Fig. 1 (a) Simulated charge density profiles at the water–DCE interface at various potential differences. LiCl 200 mM, BATB 100 mM, polarisation induced by the “charge difference” method (see Experimental part). The dashed circles represents the Li⁺ hydrated diameter and TB⁻ diameter. (b) Relative permittivity profiles of the interface at various potential differences. Bulk values are those expected from the molecular models. The permittivity was calculated in slices of 0.5 nm. (c) Simulated potential profiles at the water–DCE interface (LiCl 200 mM, BATB 100 mM). (d) Surface charge densities as a function of the interfacial potential difference at two BATB concentrations and with different polarisation methods. The corresponding value of the capacitance is, on average, 6.1 ± 0.3 μF cm⁻².

We then computed the electric potential profiles from the simulations by double integration of the charge densities of the solvents and ions (Fig. 1c and S3†). We observed that the potential dropped sharply at the interface, over slightly more than 1 nm (this analysis is however complicated by the potential of the oriented water dipoles at the interface, a well-known artefact of molecular dynamics simulations¹⁷). Nevertheless, the sharp potential profiles explain the absence of a diffuse layer since the totality of the potential difference drops between the ions. Thus, ions located behind the interfacial layers do not sense any potential. Soft interfaces make possible such a direct compensation of the interfacial charges because the polarisation of both phases is carried by point charges.
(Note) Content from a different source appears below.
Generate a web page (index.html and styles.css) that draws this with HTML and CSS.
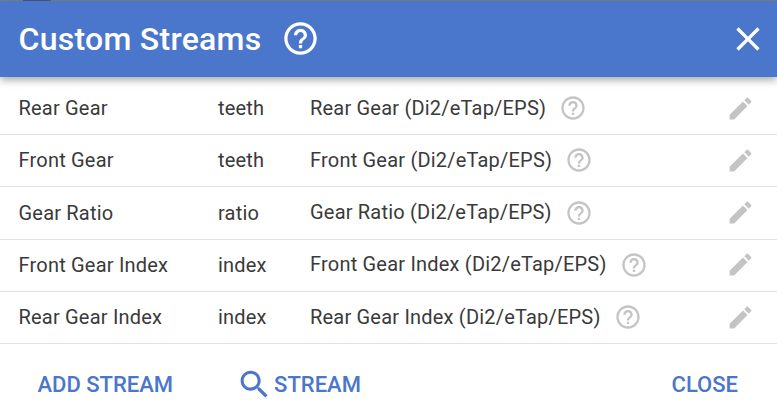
FILE: index.html
```html
<!DOCTYPE html>
<html lang="en">
<head>
  <meta charset="UTF-8">
  <title>Custom Streams</title>
  <link rel="stylesheet" href="styles.css">
</head>
<body>
  <div class="backdrop"><span class="backdrop-tab"></span></div>
  <div class="dialog">
    <header class="title-bar">
      <h1>Custom Streams</h1>
      <svg class="title-help" viewBox="0 0 24 24"><path d="M11 18h2v-2h-2v2zm1-16C6.48 2 2 6.48 2 12s4.48 10 10 10 10-4.48 10-10S17.52 2 12 2zm0 18c-4.41 0-8-3.59-8-8s3.59-8 8-8 8 3.59 8 8-3.59 8-8 8zm0-14c-2.21 0-4 1.79-4 4h2c0-1.1.9-2 2-2s2 .9 2 2c0 2-3 1.75-3 5h2c0-2.25 3-2.5 3-5 0-2.21-1.79-4-4-4z"/></svg>
      <svg class="title-close" viewBox="0 0 24 24"><path d="M19 6.41L17.59 5 12 10.59 6.41 5 5 6.41 10.59 12 5 17.59 6.41 19 12 13.41 17.59 19 19 17.59 13.41 12z"/></svg>
    </header>
    <div class="streams">
      <div class="row">
        <span>Rear Gear</span>
        <span>teeth</span>
        <span class="desc">
          <span class="desc-text">Rear Gear (Di2/eTap/EPS)</span>
          <svg class="help" viewBox="0 0 24 24"><path d="M11 18h2v-2h-2v2zm1-16C6.48 2 2 6.48 2 12s4.48 10 10 10 10-4.48 10-10S17.52 2 12 2zm0 18c-4.41 0-8-3.59-8-8s3.59-8 8-8 8 3.59 8 8-3.59 8-8 8zm0-14c-2.21 0-4 1.79-4 4h2c0-1.1.9-2 2-2s2 .9 2 2c0 2-3 1.75-3 5h2c0-2.25 3-2.5 3-5 0-2.21-1.79-4-4-4z"/></svg>
        </span>
        <svg class="edit" viewBox="0 0 24 24"><path d="M3 17.25V21h3.75L17.81 9.94l-3.75-3.75L3 17.25zM20.71 7.04c.39-.39.39-1.02 0-1.41l-2.34-2.34c-.39-.39-1.02-.39-1.41 0l-1.83 1.83 3.75 3.75 1.83-1.83z"/></svg>
      </div>
      <div class="row">
        <span>Front Gear</span>
        <span>teeth</span>
        <span class="desc">
          <span class="desc-text">Front Gear (Di2/eTap/EPS)</span>
          <svg class="help" viewBox="0 0 24 24"><path d="M11 18h2v-2h-2v2zm1-16C6.48 2 2 6.48 2 12s4.48 10 10 10 10-4.48 10-10S17.52 2 12 2zm0 18c-4.41 0-8-3.59-8-8s3.59-8 8-8 8 3.59 8 8-3.59 8-8 8zm0-14c-2.21 0-4 1.79-4 4h2c0-1.1.9-2 2-2s2 .9 2 2c0 2-3 1.75-3 5h2c0-2.25 3-2.5 3-5 0-2.21-1.79-4-4-4z"/></svg>
        </span>
        <svg class="edit" viewBox="0 0 24 24"><path d="M3 17.25V21h3.75L17.81 9.94l-3.75-3.75L3 17.25zM20.71 7.04c.39-.39.39-1.02 0-1.41l-2.34-2.34c-.39-.39-1.02-.39-1.41 0l-1.83 1.83 3.75 3.75 1.83-1.83z"/></svg>
      </div>
      <div class="row">
        <span>Gear Ratio</span>
        <span>ratio</span>
        <span class="desc">
          <span class="desc-text">Gear Ratio (Di2/eTap/EPS)</span>
          <svg class="help" viewBox="0 0 24 24"><path d="M11 18h2v-2h-2v2zm1-16C6.48 2 2 6.48 2 12s4.48 10 10 10 10-4.48 10-10S17.52 2 12 2zm0 18c-4.41 0-8-3.59-8-8s3.59-8 8-8 8 3.59 8 8-3.59 8-8 8zm0-14c-2.21 0-4 1.79-4 4h2c0-1.1.9-2 2-2s2 .9 2 2c0 2-3 1.75-3 5h2c0-2.25 3-2.5 3-5 0-2.21-1.79-4-4-4z"/></svg>
        </span>
        <svg class="edit" viewBox="0 0 24 24"><path d="M3 17.25V21h3.75L17.81 9.94l-3.75-3.75L3 17.25zM20.71 7.04c.39-.39.39-1.02 0-1.41l-2.34-2.34c-.39-.39-1.02-.39-1.41 0l-1.83 1.83 3.75 3.75 1.83-1.83z"/></svg>
      </div>
      <div class="row">
        <span>Front Gear Index</span>
        <span>index</span>
        <span class="desc">
          <span class="desc-text">Front Gear Index (Di2/eTap/EPS)</span>
          <svg class="help" viewBox="0 0 24 24"><path d="M11 18h2v-2h-2v2zm1-16C6.48 2 2 6.48 2 12s4.48 10 10 10 10-4.48 10-10S17.52 2 12 2zm0 18c-4.41 0-8-3.59-8-8s3.59-8 8-8 8 3.59 8 8-3.59 8-8 8zm0-14c-2.21 0-4 1.79-4 4h2c0-1.1.9-2 2-2s2 .9 2 2c0 2-3 1.75-3 5h2c0-2.25 3-2.5 3-5 0-2.21-1.79-4-4-4z"/></svg>
        </span>
        <svg class="edit" viewBox="0 0 24 24"><path d="M3 17.25V21h3.75L17.81 9.94l-3.75-3.75L3 17.25zM20.71 7.04c.39-.39.39-1.02 0-1.41l-2.34-2.34c-.39-.39-1.02-.39-1.41 0l-1.83 1.83 3.75 3.75 1.83-1.83z"/></svg>
      </div>
      <div class="row">
        <span>Rear Gear Index</span>
        <span>index</span>
        <span class="desc">
          <span class="desc-text">Rear Gear Index (Di2/eTap/EPS)</span>
          <svg class="help" viewBox="0 0 24 24"><path d="M11 18h2v-2h-2v2zm1-16C6.48 2 2 6.48 2 12s4.48 10 10 10 10-4.48 10-10S17.52 2 12 2zm0 18c-4.41 0-8-3.59-8-8s3.59-8 8-8 8 3.59 8 8-3.59 8-8 8zm0-14c-2.21 0-4 1.79-4 4h2c0-1.1.9-2 2-2s2 .9 2 2c0 2-3 1.75-3 5h2c0-2.25 3-2.5 3-5 0-2.21-1.79-4-4-4z"/></svg>
        </span>
        <svg class="edit" viewBox="0 0 24 24"><path d="M3 17.25V21h3.75L17.81 9.94l-3.75-3.75L3 17.25zM20.71 7.04c.39-.39.39-1.02 0-1.41l-2.34-2.34c-.39-.39-1.02-.39-1.41 0l-1.83 1.83 3.75 3.75 1.83-1.83z"/></svg>
      </div>
    </div>
    <footer class="actions">
      <a class="action add">ADD STREAM</a>
      <a class="action search">
        <svg viewBox="0 0 24 24"><path d="M15.5 14h-.79l-.28-.27C15.41 12.59 16 11.11 16 9.5 16 5.91 13.09 3 9.5 3S3 5.91 3 9.5 5.91 16 9.5 16c1.61 0 3.09-.59 4.23-1.57l.27.28v.79l5 4.99L20.49 19l-4.99-5zm-6 0C7.01 14 5 11.99 5 9.5S7.01 5 9.5 5 14 7.01 14 9.5 11.99 14 9.5 14z"/></svg>
        STREAM
      </a>
      <a class="action close">CLOSE</a>
    </footer>
  </div>
</body>
</html>
```

FILE: styles.css
```css
* {
  margin: 0;
  padding: 0;
  box-sizing: border-box;
}
body {
  font-family: Roboto, 'Liberation Sans', sans-serif;
  background: #fff;
  color: #3a3a3a;
  width: 777px;
  height: 420px;
  overflow: hidden;
}
.backdrop {
  height: 1px;
  background: #808080;
  padding-left: 23px;
  display: flex;
}
.backdrop-tab {
  width: 28px;
  background: #4a5a80;
}
.title-bar {
  position: relative;
  height: 76px;
  background: #4a76cb;
  color: #fff;
  display: flex;
  align-items: center;
  padding-left: 18.5px;
  box-shadow: 0 3px 8px rgba(0, 0, 0, 0.35);
}
.title-bar h1 {
  font-size: 32px;
  font-weight: 500;
  letter-spacing: 0.27px;
  margin-bottom: 1px;
}
.title-help {
  width: 39px;
  height: 39px;
  fill: #fff;
  margin-left: 19px;
  margin-bottom: 1px;
}
.title-close {
  width: 40px;
  height: 40px;
  fill: #fff;
  margin-left: auto;
  margin-right: 9px;
  margin-bottom: 1px;
}
.streams {
  padding-top: 5.9px;
}
.row {
  display: grid;
  grid-template-columns: 199.5px 92px 1fr 29px;
  align-items: center;
  height: 52.25px;
  padding: 0 22px 1px 18.5px;
  border-bottom: 1px solid #e0e0e0;
  font-size: 20px;
  letter-spacing: 0.2px;
}
.desc {
  display: flex;
  align-items: center;
  gap: 13px;
}
.desc-text {
  margin-bottom: 1px;
}
.help {
  width: 28px;
  height: 28px;
  fill: #c4c4c4;
}
.edit {
  width: 29px;
  height: 29px;
  fill: #c4c4c4;
}
.actions {
  display: flex;
  align-items: center;
  height: 76px;
  padding: 5px 39px 0 37.5px;
  font-size: 22px;
  font-weight: 500;
  color: #4a76cb;
}
.action {
  display: flex;
  align-items: center;
}
.search {
  margin-left: 63px;
}
.search svg {
  width: 37px;
  height: 37px;
  fill: #4a76cb;
  margin-right: 1px;
}
.close {
  margin-left: auto;
}
```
Indeed, the ions in each layer sense an inhomogeneous potential (Fig. 2a) as opposed to the solid–liquid interface, where the surface charge of the electrode is distributed over its whole surface while the charges of the electrolytes are localised. Thus, the ions never spatially compensate the totality of the electrode surface charge, which explains the presence of a diffuse layer, and justifies the mean-field approach of the classical models. Furthermore, in this case, all the ions in solution sense the electrode potential, which explains the dependence of the diffuse layer on the electrolyte concentration and therefore the screening effect. On the other hand, we observed a one-to-one interaction between the ion layers at the water–DCE interface, which allows a complete compensation of their charges and makes them less sensitive to surrounding ions. Therefore, no charge screening effect is observed. This is illustrate in Fig. 2b, where we show the cancellation of the electrostatic potentials of two closely interacting ions.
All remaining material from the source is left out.